Osoby niezaszczepione będą teraz testowane z cyklami wielkimi, co po prostu gwarantuje wielką ilość „testów pozytywnych”, czyli będzie to kontynuacja tego z czym mieliśmy do czynienia dotychczas, czyli – mówiąc jeszcze jaśniej – będziemy mieli loteryjne wyniki fałszywe, z dużą liczbą „pozytywnych”. Bowiem im większa liczba cykli, tym większy odsetek wyników fałszywie pozytywnych. A poza granicą 30, jest to już po 100-procentowa loteria. Loteria polegaja na tym, że w sposób przypadkowy przypisuje się jednym „wynik pozytywny”, a drugim „negatywny”. Stąd taka liczba „osób zakażonych bezobjawowych” na początku „pandemii”, bo u każdego można stwierdzić cokolwiek na podstawie loteryjnego wyniku. No, ale na początku tzw. pandemii trzeba było wytworzyć panikę, „uzasadnić naukowo”, więc skorzystano z narzędzi, o których przeciętny człowiek niewiele słyszał, brzmiało bardzo „naukowo”, choć nawet twórca PCR ostrzegał, że nie mogą one być użyte do powszechnych badań klinicznych, a jedynie do badań naukowych.

Tak więc po zmianie sposobów „testowania”, którą wprowadziło CDC, w konsekwencji okaże się, że „rośnie liczba zakażeń” wśród niezaszczepionych i jednocześnie „maleje liczba zakażeń” wśród zaszczepionych. Sprytny szwindel.

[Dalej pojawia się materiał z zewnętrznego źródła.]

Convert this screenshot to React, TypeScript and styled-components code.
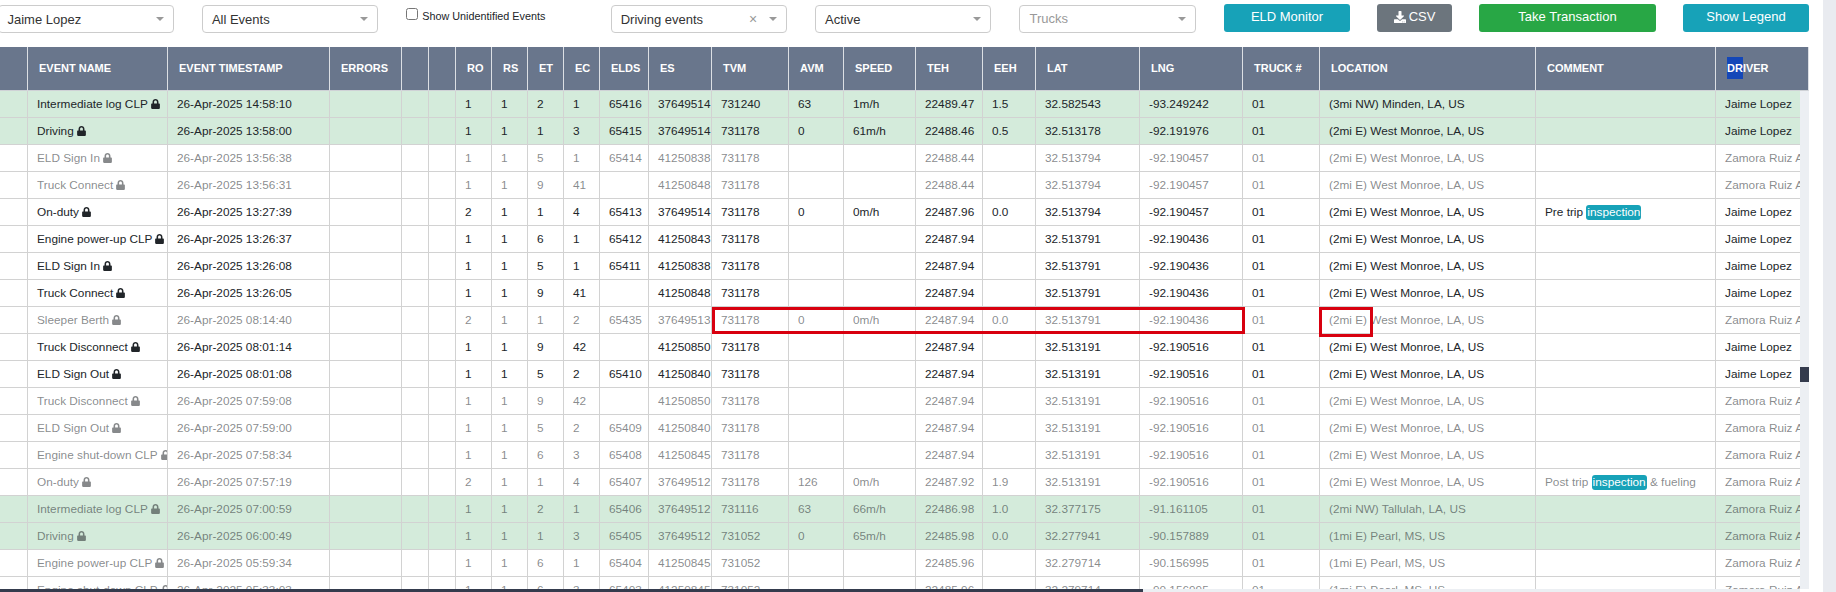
import React from 'react';
import styled, { createGlobalStyle } from 'styled-components';
import { FaLock, FaDownload } from 'react-icons/fa';

const GlobalStyle = createGlobalStyle`
    html, body {
        margin: 0;
        padding: 0;
        background: #fff;
        overflow: hidden;
    }
    body {
        font-family: "Liberation Sans", Arial, sans-serif;
        color: #212529;
    }
`;

const Page = styled.div`
    width: 1836px;
    height: 592px;
    display: flex;
    overflow: hidden;
`;

const Main = styled.div`
    width: 1823px;
    display: flex;
    flex-direction: column;
`;

const RightStrip = styled.div`
    width: 13px;
    background: #e9ebf0;
`;

const Toolbar = styled.div`
    height: 47px;
    width: 1811.5px;
    box-sizing: border-box;
    padding-top: 4px;
    margin-left: -2.5px;
    display: flex;
    gap: 28px;
`;

const SelectBox = styled.div`
    width: 176.4px;
    height: 28px;
    margin-top: 1px;
    box-sizing: border-box;
    border: 1px solid #ccc;
    border-radius: 4px;
    padding-left: 9px;
    padding-right: 9px;
    display: flex;
    align-items: center;
    gap: 8px;
    background: #fff;
    font-size: 13px;
`;

const SelectValue = styled.span<{ $placeholder?: boolean }>`
    flex: 1;
    color: ${props => (props.$placeholder ? '#999' : '#333')};
    margin-top: ${props => (props.$placeholder ? '-2px' : '0')};
`;

const ClearMark = styled.span`
    font-size: 14px;
    line-height: 14px;
    color: #999;
    margin-right: 4px;
`;

const Caret = styled.span`
    width: 0;
    height: 0;
    border-left: 4px solid transparent;
    border-right: 4px solid transparent;
    border-top: 4px solid #999;
`;

const CheckLabel = styled.label`
    width: 176.4px;
    height: 24px;
    display: flex;
    align-items: center;
    gap: 4px;
    font-size: 10.8px;
    color: #212529;
`;

const CheckInput = styled.input`
    margin: 0;
    width: 12px;
    height: 12px;
    position: relative;
    top: -2px;
`;

const ButtonGroup = styled.div`
    margin-left: auto;
    display: flex;
    gap: 27px;
`;

const ActionButton = styled.button<{ $width: number; $bg: string }>`
    width: ${props => props.$width}px;
    height: 28px;
    box-sizing: border-box;
    border: none;
    border-radius: 3px;
    padding: 0 0 3px;
    background: ${props => props.$bg};
    color: #fff;
    font-family: "Liberation Sans", Arial, sans-serif;
    font-size: 13px;
    display: flex;
    align-items: center;
    justify-content: center;
    gap: 3px;
`;

const TableFrame = styled.div`
    width: 1809px;
    flex: 1;
    display: flex;
    flex-direction: column;
    min-height: 0;
`;

const GridTable = styled.table`
    width: 1809px;
    table-layout: fixed;
    border-collapse: separate;
    border-spacing: 0;
`;

const HeaderCell = styled.th`
    height: 44px;
    box-sizing: border-box;
    padding: 0 0 1px 11px;
    background: #69768c;
    color: #fff;
    font-size: 11px;
    font-weight: bold;
    text-align: left;
    white-space: nowrap;
    overflow: hidden;
    border-right: 1px solid #dcdfe4;
    border-bottom: 1px solid #cfd2d6;
`;

const SelectedText = styled.span`
    display: inline-block;
    background: #1447b8;
    line-height: 22px;
`;

const BodyRow = styled.div`
    height: 498px;
    display: flex;
`;

const BodyScroll = styled.div`
    width: 1800px;
    height: 498px;
    overflow: hidden;
    position: relative;
`;

const DataRow = styled.tr<{ $driving?: boolean; $muted?: boolean }>`
    background: ${props => (props.$driving ? '#d4ebdb' : '#fff')};
    color: ${props => (props.$muted ? 'rgba(33, 37, 41, 0.54)' : '#212529')};
`;

const DataCell = styled.td`
    height: 27px;
    box-sizing: border-box;
    padding: 0 0 0 9px;
    font-size: 11.8px;
    white-space: nowrap;
    overflow: hidden;
    border-right: 1px solid #d2d2d2;
    border-bottom: 1px solid #d2d2d2;
`;

const LockIcon = styled(FaLock)`
    width: 9px;
    height: 10px;
    margin-left: 3px;
    vertical-align: -1px;
`;

const Badge = styled.span`
    display: inline-block;
    background: #17a2b8;
    color: #fff;
    border-radius: 3px;
    padding: 0 1px;
    line-height: 15px;
`;

const RowHighlight = styled.div`
    position: absolute;
    left: 712px;
    top: 216px;
    width: 533px;
    height: 27px;
    box-sizing: border-box;
    border: 3px solid #d8000f;
    pointer-events: none;
`;

const CellHighlight = styled.div`
    position: absolute;
    left: 1319px;
    top: 216px;
    width: 54px;
    height: 30px;
    box-sizing: border-box;
    border: 3px solid #d8000f;
    pointer-events: none;
`;

const VerticalTrack = styled.div`
    width: 9px;
    background: #eceff3;
    padding-top: 276px;
`;

const VerticalThumb = styled.div`
    height: 15px;
    background: #343b4d;
`;

const HorizontalTrack = styled.div`
    width: 1800px;
    height: 3px;
    background: #eceff3;
`;

const HorizontalThumb = styled.div`
    width: 1143px;
    height: 3px;
    background: #343b4d;
`;

const columnWidths = [28, 140, 162, 72, 27, 27, 36, 36, 36, 36, 49, 63, 77, 55, 72, 67, 53, 104, 103, 77, 216, 180, 93];

const headers = ['', 'EVENT NAME', 'EVENT TIMESTAMP', 'ERRORS', '', '', 'RO', 'RS', 'ET', 'EC', 'ELDS', 'ES', 'TVM', 'AVM', 'SPEED', 'TEH', 'EEH', 'LAT', 'LNG', 'TRUCK #', 'LOCATION', 'COMMENT'];

interface EventRow {
    name: string;
    time: string;
    codes: string[];
    elds: string;
    es: string;
    tvm: string;
    avm: string;
    speed: string;
    teh: string;
    eeh: string;
    lat: string;
    lng: string;
    location: string;
    comment?: React.ReactNode;
    driving?: boolean;
    muted?: boolean;
}

const WM = '(2mi E) West Monroe, LA, US';
const PEARL = '(1mi E) Pearl, MS, US';

const rows: EventRow[] = [
    { name: 'Intermediate log CLP', time: '14:58:10', codes: ['1', '1', '2', '1'], elds: '65416', es: '37649514', tvm: '731240', avm: '63', speed: '1m/h', teh: '22489.47', eeh: '1.5', lat: '32.582543', lng: '-93.249242', location: '(3mi NW) Minden, LA, US', driving: true },
    { name: 'Driving', time: '13:58:00', codes: ['1', '1', '1', '3'], elds: '65415', es: '37649514', tvm: '731178', avm: '0', speed: '61m/h', teh: '22488.46', eeh: '0.5', lat: '32.513178', lng: '-92.191976', location: WM, driving: true },
    { name: 'ELD Sign In', time: '13:56:38', codes: ['1', '1', '5', '1'], elds: '65414', es: '41250838', tvm: '731178', avm: '', speed: '', teh: '22488.44', eeh: '', lat: '32.513794', lng: '-92.190457', location: WM, muted: true },
    { name: 'Truck Connect', time: '13:56:31', codes: ['1', '1', '9', '41'], elds: '', es: '41250848', tvm: '731178', avm: '', speed: '', teh: '22488.44', eeh: '', lat: '32.513794', lng: '-92.190457', location: WM, muted: true },
    { name: 'On-duty', time: '13:27:39', codes: ['2', '1', '1', '4'], elds: '65413', es: '37649514', tvm: '731178', avm: '0', speed: '0m/h', teh: '22487.96', eeh: '0.0', lat: '32.513794', lng: '-92.190457', location: WM, comment: <>Pre trip <Badge>inspection</Badge></> },
    { name: 'Engine power-up CLP', time: '13:26:37', codes: ['1', '1', '6', '1'], elds: '65412', es: '41250843', tvm: '731178', avm: '', speed: '', teh: '22487.94', eeh: '', lat: '32.513791', lng: '-92.190436', location: WM },
    { name: 'ELD Sign In', time: '13:26:08', codes: ['1', '1', '5', '1'], elds: '65411', es: '41250838', tvm: '731178', avm: '', speed: '', teh: '22487.94', eeh: '', lat: '32.513791', lng: '-92.190436', location: WM },
    { name: 'Truck Connect', time: '13:26:05', codes: ['1', '1', '9', '41'], elds: '', es: '41250848', tvm: '731178', avm: '', speed: '', teh: '22487.94', eeh: '', lat: '32.513791', lng: '-92.190436', location: WM },
    { name: 'Sleeper Berth', time: '08:14:40', codes: ['2', '1', '1', '2'], elds: '65435', es: '37649513', tvm: '731178', avm: '0', speed: '0m/h', teh: '22487.94', eeh: '0.0', lat: '32.513791', lng: '-92.190436', location: WM, muted: true },
    { name: 'Truck Disconnect', time: '08:01:14', codes: ['1', '1', '9', '42'], elds: '', es: '41250850', tvm: '731178', avm: '', speed: '', teh: '22487.94', eeh: '', lat: '32.513191', lng: '-92.190516', location: WM },
    { name: 'ELD Sign Out', time: '08:01:08', codes: ['1', '1', '5', '2'], elds: '65410', es: '41250840', tvm: '731178', avm: '', speed: '', teh: '22487.94', eeh: '', lat: '32.513191', lng: '-92.190516', location: WM },
    { name: 'Truck Disconnect', time: '07:59:08', codes: ['1', '1', '9', '42'], elds: '', es: '41250850', tvm: '731178', avm: '', speed: '', teh: '22487.94', eeh: '', lat: '32.513191', lng: '-92.190516', location: WM, muted: true },
    { name: 'ELD Sign Out', time: '07:59:00', codes: ['1', '1', '5', '2'], elds: '65409', es: '41250840', tvm: '731178', avm: '', speed: '', teh: '22487.94', eeh: '', lat: '32.513191', lng: '-92.190516', location: WM, muted: true },
    { name: 'Engine shut-down CLP', time: '07:58:34', codes: ['1', '1', '6', '3'], elds: '65408', es: '41250845', tvm: '731178', avm: '', speed: '', teh: '22487.94', eeh: '', lat: '32.513191', lng: '-92.190516', location: WM, muted: true },
    { name: 'On-duty', time: '07:57:19', codes: ['2', '1', '1', '4'], elds: '65407', es: '37649512', tvm: '731178', avm: '126', speed: '0m/h', teh: '22487.92', eeh: '1.9', lat: '32.513191', lng: '-92.190516', location: WM, muted: true, comment: <>Post trip <Badge>inspection</Badge> &amp; fueling</> },
    { name: 'Intermediate log CLP', time: '07:00:59', codes: ['1', '1', '2', '1'], elds: '65406', es: '37649512', tvm: '731116', avm: '63', speed: '66m/h', teh: '22486.98', eeh: '1.0', lat: '32.377175', lng: '-91.161105', location: '(2mi NW) Tallulah, LA, US', driving: true, muted: true },
    { name: 'Driving', time: '06:00:49', codes: ['1', '1', '1', '3'], elds: '65405', es: '37649512', tvm: '731052', avm: '0', speed: '65m/h', teh: '22485.98', eeh: '0.0', lat: '32.277941', lng: '-90.157889', location: PEARL, driving: true, muted: true },
    { name: 'Engine power-up CLP', time: '05:59:34', codes: ['1', '1', '6', '1'], elds: '65404', es: '41250845', tvm: '731052', avm: '', speed: '', teh: '22485.96', eeh: '', lat: '32.279714', lng: '-90.156995', location: PEARL, muted: true },
    { name: 'Engine shut-down CLP', time: '05:33:03', codes: ['1', '1', '6', '3'], elds: '65403', es: '41250845', tvm: '731052', avm: '', speed: '', teh: '22485.96', eeh: '', lat: '32.279714', lng: '-90.156995', location: PEARL, muted: true },
];

const Columns = () => (
    <colgroup>
        {columnWidths.map((w, i) => <col key={i} width={w} />)}
    </colgroup>
);

const App = () => (
    <Page>
        <GlobalStyle />
        <Main>
            <Toolbar>
                <SelectBox><SelectValue>Jaime Lopez</SelectValue><Caret /></SelectBox>
                <SelectBox><SelectValue>All Events</SelectValue><Caret /></SelectBox>
                <CheckLabel><CheckInput type="checkbox" />Show Unidentified Events</CheckLabel>
                <SelectBox><SelectValue>Driving events</SelectValue><ClearMark>×</ClearMark><Caret /></SelectBox>
                <SelectBox><SelectValue>Active</SelectValue><Caret /></SelectBox>
                <SelectBox><SelectValue $placeholder>Trucks</SelectValue><Caret /></SelectBox>
                <ButtonGroup>
                    <ActionButton $width={126} $bg="#17a2b8">ELD Monitor</ActionButton>
                    <ActionButton $width={75} $bg="#6c757d"><FaDownload size={12} />CSV</ActionButton>
                    <ActionButton $width={177} $bg="#28a745">Take Transaction</ActionButton>
                    <ActionButton $width={126} $bg="#17a2b8">Show Legend</ActionButton>
                </ButtonGroup>
            </Toolbar>
            <TableFrame>
                <GridTable>
                    <Columns />
                    <thead>
                        <tr>
                            {headers.map((h, i) => <HeaderCell key={i}>{h}</HeaderCell>)}
                            <HeaderCell><SelectedText>DR</SelectedText>IVER</HeaderCell>
                        </tr>
                    </thead>
                </GridTable>
                <BodyRow>
                    <BodyScroll>
                        <GridTable>
                            <Columns />
                            <tbody>
                                {rows.map((r, i) => (
                                    <DataRow key={i} $driving={r.driving} $muted={r.muted}>
                                        <DataCell />
                                        <DataCell>{r.name}<LockIcon /></DataCell>
                                        <DataCell>26-Apr-2025 {r.time}</DataCell>
                                        <DataCell />
                                        <DataCell />
                                        <DataCell />
                                        {r.codes.map((c, j) => <DataCell key={j}>{c}</DataCell>)}
                                        <DataCell>{r.elds}</DataCell>
                                        <DataCell>{r.es}</DataCell>
                                        <DataCell>{r.tvm}</DataCell>
                                        <DataCell>{r.avm}</DataCell>
                                        <DataCell>{r.speed}</DataCell>
                                        <DataCell>{r.teh}</DataCell>
                                        <DataCell>{r.eeh}</DataCell>
                                        <DataCell>{r.lat}</DataCell>
                                        <DataCell>{r.lng}</DataCell>
                                        <DataCell>01</DataCell>
                                        <DataCell>{r.location}</DataCell>
                                        <DataCell>{r.comment}</DataCell>
                                        <DataCell>{r.muted ? 'Zamora Ruiz Alejandro' : 'Jaime Lopez'}</DataCell>
                                    </DataRow>
                                ))}
                            </tbody>
                        </GridTable>
                        <RowHighlight />
                        <CellHighlight />
                    </BodyScroll>
                    <VerticalTrack><VerticalThumb /></VerticalTrack>
                </BodyRow>
                <HorizontalTrack><HorizontalThumb /></HorizontalTrack>
            </TableFrame>
        </Main>
        <RightStrip />
    </Page>
);

export default App;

Teraz nie trzeba już ludzi omamiać wielkimi liczbami „zakażeń” i „ofiar coronawirusa”, bo powoli osiąga się cel PLANU i ci co się dali przekonać do „pandemii” uwierzą już we wszystko. To właśnie ci  ustawiają się teraz w kolejkach do wyszczepienia groźnym preparatem chemiczno-genetycznym, myśląc że „walczą z koronawirusem”.

Po tej całej zorganizowanej hucpie, wszystkie agencje, w rodzaju CDC, mają teraz inny problem: próbują stworzyć narzędzie kompromitacji ludzi niezaszczepionych, aby u części z nich wywołać falę paniki, wstydu bądź poczucia winy, mającą sprowadzać się do poddania się szczepieniu. Po wyszczepieniu niemal wszystkich – niemal, bo ci oporni stracą pracę, wolność, podstawowe prawa  – okaże się, że testy nie są już potrzebne, gdyż „wszyscy są już odporni”.

Aż do następnej „pandemii” gdy wszystko powtórzy się, choć już w udoskonalonej formie: media będą całkowicie ocenzurowane, będzie mniej ludzi (choroby poszczepienne zbiorą żniwo), będzie też mniej „antyszczepionkowców” (gdzieś w obozach reedukacyjnych), a reszta populacji, czyli zaszczepieni otrzyma w aplikacji na komórce rozkaz stawienia się na kolejną porcję „szczepionki”. I potulnie ją przyjmie. Jakąkolwiek. Bez szemrania. A nawet z radosnym przekonaniem, że uszczęśliwiają siebie i zbawiają świat.